▶ [Objective]: Look through the data below and report how many lines include "components". Only the number should be given.

::::::::::

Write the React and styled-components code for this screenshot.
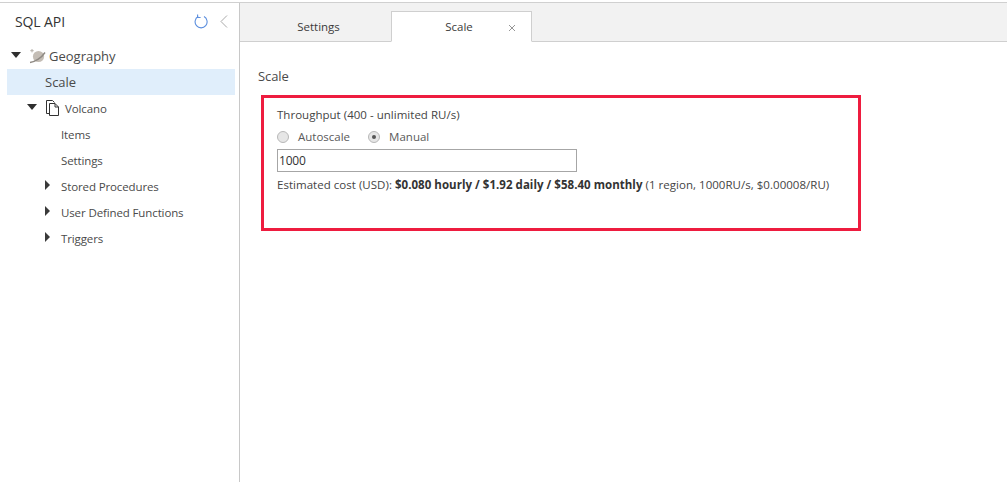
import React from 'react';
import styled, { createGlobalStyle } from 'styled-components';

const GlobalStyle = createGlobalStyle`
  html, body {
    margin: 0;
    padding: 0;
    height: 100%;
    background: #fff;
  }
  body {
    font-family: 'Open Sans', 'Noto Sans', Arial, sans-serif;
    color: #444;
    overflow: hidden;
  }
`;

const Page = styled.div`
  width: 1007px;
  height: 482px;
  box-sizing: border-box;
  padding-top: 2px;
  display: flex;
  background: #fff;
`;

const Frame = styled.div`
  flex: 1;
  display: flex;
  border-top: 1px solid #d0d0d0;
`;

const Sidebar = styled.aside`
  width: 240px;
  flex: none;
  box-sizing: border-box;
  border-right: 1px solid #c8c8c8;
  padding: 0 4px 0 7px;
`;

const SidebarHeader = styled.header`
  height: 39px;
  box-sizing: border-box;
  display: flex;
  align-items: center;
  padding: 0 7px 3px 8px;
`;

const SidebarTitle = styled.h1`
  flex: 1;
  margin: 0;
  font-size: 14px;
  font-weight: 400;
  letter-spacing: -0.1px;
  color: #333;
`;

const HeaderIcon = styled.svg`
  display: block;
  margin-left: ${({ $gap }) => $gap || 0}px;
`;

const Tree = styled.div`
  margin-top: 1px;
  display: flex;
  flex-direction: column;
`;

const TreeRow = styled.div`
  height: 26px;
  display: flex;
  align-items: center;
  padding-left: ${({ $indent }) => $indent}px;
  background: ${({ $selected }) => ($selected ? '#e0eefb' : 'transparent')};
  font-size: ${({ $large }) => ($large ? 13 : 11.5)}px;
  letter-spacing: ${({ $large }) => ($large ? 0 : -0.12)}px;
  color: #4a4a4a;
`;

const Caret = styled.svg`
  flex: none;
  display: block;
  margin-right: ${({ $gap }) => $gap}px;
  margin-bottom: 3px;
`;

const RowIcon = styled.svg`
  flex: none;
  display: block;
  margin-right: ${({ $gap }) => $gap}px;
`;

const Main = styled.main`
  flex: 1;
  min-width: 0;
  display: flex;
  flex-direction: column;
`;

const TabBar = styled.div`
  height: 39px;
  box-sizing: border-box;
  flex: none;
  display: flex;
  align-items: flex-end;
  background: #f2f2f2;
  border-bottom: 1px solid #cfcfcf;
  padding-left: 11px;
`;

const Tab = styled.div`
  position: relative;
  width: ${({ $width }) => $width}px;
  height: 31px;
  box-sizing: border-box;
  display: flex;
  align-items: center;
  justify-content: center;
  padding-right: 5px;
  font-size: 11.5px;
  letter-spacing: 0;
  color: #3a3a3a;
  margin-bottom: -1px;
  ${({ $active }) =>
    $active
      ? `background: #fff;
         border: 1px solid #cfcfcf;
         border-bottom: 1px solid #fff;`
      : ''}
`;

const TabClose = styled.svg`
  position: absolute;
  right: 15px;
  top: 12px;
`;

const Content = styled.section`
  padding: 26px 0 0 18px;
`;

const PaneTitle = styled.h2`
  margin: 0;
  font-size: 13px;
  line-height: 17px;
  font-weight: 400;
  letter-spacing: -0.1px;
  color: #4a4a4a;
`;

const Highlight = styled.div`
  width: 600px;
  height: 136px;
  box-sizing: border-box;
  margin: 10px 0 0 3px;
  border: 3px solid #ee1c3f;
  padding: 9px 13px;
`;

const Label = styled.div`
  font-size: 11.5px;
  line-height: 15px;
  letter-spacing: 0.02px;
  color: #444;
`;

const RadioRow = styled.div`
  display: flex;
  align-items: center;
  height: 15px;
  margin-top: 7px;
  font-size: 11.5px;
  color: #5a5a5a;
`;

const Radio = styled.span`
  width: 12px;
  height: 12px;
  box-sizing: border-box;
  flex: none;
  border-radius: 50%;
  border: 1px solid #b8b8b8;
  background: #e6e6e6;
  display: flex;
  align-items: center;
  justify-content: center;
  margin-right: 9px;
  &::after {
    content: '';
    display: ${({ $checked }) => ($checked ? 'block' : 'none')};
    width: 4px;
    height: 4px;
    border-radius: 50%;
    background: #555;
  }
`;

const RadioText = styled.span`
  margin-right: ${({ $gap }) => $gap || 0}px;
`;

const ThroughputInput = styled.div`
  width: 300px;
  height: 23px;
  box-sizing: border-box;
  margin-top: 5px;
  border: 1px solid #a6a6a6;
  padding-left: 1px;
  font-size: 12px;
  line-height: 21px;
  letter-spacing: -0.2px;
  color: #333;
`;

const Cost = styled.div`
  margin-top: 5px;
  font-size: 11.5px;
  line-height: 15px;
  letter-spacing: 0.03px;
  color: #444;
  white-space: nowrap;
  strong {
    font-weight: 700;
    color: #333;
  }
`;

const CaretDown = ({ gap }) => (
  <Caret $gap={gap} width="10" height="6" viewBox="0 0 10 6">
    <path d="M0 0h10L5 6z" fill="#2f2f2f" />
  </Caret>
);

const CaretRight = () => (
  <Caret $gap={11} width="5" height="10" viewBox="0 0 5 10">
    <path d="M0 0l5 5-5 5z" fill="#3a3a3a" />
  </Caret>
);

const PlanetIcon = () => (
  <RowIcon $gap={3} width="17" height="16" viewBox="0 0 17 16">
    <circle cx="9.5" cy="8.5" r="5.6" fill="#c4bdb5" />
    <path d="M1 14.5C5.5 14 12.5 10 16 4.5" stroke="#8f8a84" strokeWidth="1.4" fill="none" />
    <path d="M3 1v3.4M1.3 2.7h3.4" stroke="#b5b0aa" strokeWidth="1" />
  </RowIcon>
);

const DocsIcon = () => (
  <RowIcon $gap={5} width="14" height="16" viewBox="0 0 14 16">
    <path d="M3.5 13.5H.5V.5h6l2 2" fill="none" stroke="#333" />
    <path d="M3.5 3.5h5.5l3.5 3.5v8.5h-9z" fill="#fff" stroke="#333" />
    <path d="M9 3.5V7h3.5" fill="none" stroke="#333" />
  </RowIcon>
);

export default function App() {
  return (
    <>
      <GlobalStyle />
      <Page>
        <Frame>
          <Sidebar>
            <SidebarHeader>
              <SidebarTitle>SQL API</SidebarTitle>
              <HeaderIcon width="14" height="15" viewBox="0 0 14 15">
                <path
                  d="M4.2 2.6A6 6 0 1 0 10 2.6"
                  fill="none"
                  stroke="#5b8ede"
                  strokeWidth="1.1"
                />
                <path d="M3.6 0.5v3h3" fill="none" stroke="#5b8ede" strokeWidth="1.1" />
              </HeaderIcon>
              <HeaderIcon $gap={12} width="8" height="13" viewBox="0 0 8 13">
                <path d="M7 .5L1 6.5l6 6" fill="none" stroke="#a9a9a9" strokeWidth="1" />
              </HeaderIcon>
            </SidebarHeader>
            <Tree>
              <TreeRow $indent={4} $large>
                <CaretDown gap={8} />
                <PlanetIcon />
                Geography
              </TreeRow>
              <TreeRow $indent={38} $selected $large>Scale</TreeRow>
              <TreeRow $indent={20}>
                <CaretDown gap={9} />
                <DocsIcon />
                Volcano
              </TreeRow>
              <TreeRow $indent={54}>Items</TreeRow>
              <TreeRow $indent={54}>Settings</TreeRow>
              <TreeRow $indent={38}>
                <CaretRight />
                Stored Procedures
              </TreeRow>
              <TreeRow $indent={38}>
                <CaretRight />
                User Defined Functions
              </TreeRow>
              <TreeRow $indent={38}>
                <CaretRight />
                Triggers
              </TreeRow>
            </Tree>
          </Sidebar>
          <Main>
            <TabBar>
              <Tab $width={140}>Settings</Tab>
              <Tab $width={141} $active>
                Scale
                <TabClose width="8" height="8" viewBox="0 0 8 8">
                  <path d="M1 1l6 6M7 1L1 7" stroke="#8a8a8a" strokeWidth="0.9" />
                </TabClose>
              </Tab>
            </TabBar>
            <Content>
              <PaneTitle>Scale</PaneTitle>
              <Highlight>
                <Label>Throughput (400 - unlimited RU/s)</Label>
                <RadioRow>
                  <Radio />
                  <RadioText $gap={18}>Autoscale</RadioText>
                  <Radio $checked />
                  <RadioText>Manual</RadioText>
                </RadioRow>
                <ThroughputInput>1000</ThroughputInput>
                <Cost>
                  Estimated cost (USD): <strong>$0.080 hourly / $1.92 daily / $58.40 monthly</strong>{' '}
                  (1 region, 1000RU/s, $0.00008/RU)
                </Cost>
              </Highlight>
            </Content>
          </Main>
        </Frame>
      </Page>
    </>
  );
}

::::::::::

▶ [Answer to this task]: 2